I have not worked since 2009 - I have dared to take a volunteer job in the field that I enjoy as receptionist at a new hospice facility in the south end of my city. It felt so good to be behind a desk and making a contribution to my community. I do face some hurdles as I am responsible for 16 lines/extensions and have no experience at doing so, but the environment is supportive and so I am hopeful that I can learn shift to shift which are only three hours from noon - 3 p.m.
Another good reason for stepping out is that there has to be more to my life than struggling with PTSD, Chronic Fatigue and Fibromaygia, there just has to be. It takes me two buses and a short jaunt across a field, but I felt good doing it, though I am sure I did too much walking on a broken toe. I left at 8:30 a.m.

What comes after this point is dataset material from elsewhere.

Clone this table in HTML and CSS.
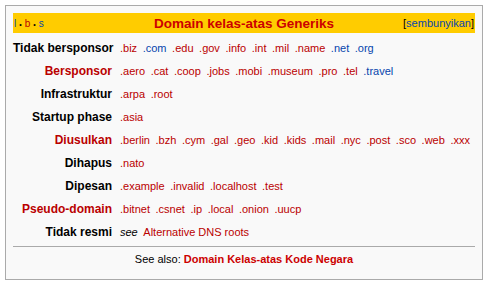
FILE: index.html
```html
<!DOCTYPE html>
<html>
<head>
<meta charset="utf-8">
<link rel="stylesheet" href="styles.css">
</head>
<body>
<div class="navbox">
  <div class="title">
    <span class="vbs"><a class="blue">l</a><span class="dot">•</span><a class="red">b</a><span class="dot">•</span><a class="blue">s</a></span>
    <span class="heading">Domain kelas-atas Generiks</span>
    <span class="hide">[<a class="blue">sembunyikan</a>]</span>
  </div>
  <div class="rows">
    <div class="label">Tidak bersponsor</div>
    <div class="list"><a>.biz</a> <a class="blue">.com</a> <a>.edu</a> <a>.gov</a> <a>.info</a> <a>.int</a> <a>.mil</a> <a>.name</a> <a class="blue">.net</a> <a class="blue">.org</a></div>

    <div class="label red">Bersponsor</div>
    <div class="list"><a>.aero</a> <a>.cat</a> <a>.coop</a> <a>.jobs</a> <a>.mobi</a> <a>.museum</a> <a>.pro</a> <a>.tel</a> <a class="blue">.travel</a></div>

    <div class="label">Infrastruktur</div>
    <div class="list"><a>.arpa</a> <a>.root</a></div>

    <div class="label">Startup phase</div>
    <div class="list"><a>.asia</a></div>

    <div class="label red">Diusulkan</div>
    <div class="list"><a>.berlin</a> <a>.bzh</a> <a>.cym</a> <a>.gal</a> <a>.geo</a> <a>.kid</a> <a>.kids</a> <a>.mail</a> <a>.nyc</a> <a>.post</a> <a>.sco</a> <a>.web</a> <a>.xxx</a></div>

    <div class="label">Dihapus</div>
    <div class="list"><a>.nato</a></div>

    <div class="label">Dipesan</div>
    <div class="list"><a>.example</a> <a>.invalid</a> <a>.localhost</a> <a>.test</a></div>

    <div class="label red">Pseudo-domain</div>
    <div class="list"><a>.bitnet</a> <a>.csnet</a> <a>.ip</a> <a>.local</a> <a>.onion</a> <a>.uucp</a></div>

    <div class="label">Tidak resmi</div>
    <div class="list"><i>see</i> <a class="phrase">Alternative DNS roots</a></div>
  </div>
  <div class="footer">See also: <a class="strong">Domain Kelas-atas Kode Negara</a></div>
</div>
</body>
</html>
```
FILE: styles.css
```css
html, body {
  margin: 0;
  padding: 0;
  background: #fff;
}
body {
  font-family: "Liberation Sans", Arial, sans-serif;
  font-size: 11px;
  color: #000;
}
a {
  color: #ba0000;
  text-decoration: none;
}
a.blue { color: #0645ad; }
a.red { color: #ba0000; }
.navbox {
  margin: 5px 6px 6px 5px;
  border: 1px solid #aaa;
  background: #f9f9f9;
  padding: 7px;
  height: 259px;
  box-sizing: content-box;
}
.title {
  background: #ffcc00;
  height: 20px;
  display: grid;
  grid-template-columns: 1fr auto 1fr;
  align-items: center;
  padding: 0 1px 0 1px;
}
.vbs {
  font-size: 10px;
  justify-self: start;
}
.vbs .dot {
  font-size: 7px;
  margin: 0 3px;
  color: #000;
}
.heading {
  font-weight: bold;
  font-size: 13.5px;
  color: #cc0000;
}
.hide {
  justify-self: end;
  font-size: 11px;
}
.rows {
  display: grid;
  grid-template-columns: 99px 1fr;
  column-gap: 8px;
  grid-auto-rows: 23px;
  margin-top: 3px;
  align-items: center;
}
.label {
  font-weight: bold;
  font-size: 12px;
  text-align: right;
  white-space: nowrap;
}
.label.red { color: #ba0000; }
.list {
  word-spacing: 2.5px;
  white-space: nowrap;
}
.list i, .list .phrase { word-spacing: 0; }
.footer {
  border-top: 1px solid #aaa;
  margin-top: 3px;
  padding-top: 4px;
  text-align: center;
  line-height: 16px;
}
.footer .strong {
  font-weight: bold;
  color: #cc0000;
}
```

It was the repeated message within this community that repeatedly kept telling me that I CAN RECOVER that I have chosen to believe that and to choose decisions that line up with that new belief.
I am very sore and achy this morning, but it is well deserved so I am choosing not to grumble about it. I had to share this step in my recovery with you because each of you who respond to posts with your own experiences have encouraged me to believe that life can improve. I know that recovery is slow and that I will probably experience setbacks and bad days, but I choose not to be anxious about those possibilities until they actually happen.
From the depth of my being, I want to thank each of you for being strong enough to be vulnerable in this community about your own journeys so I could learn to be strong in and through my own.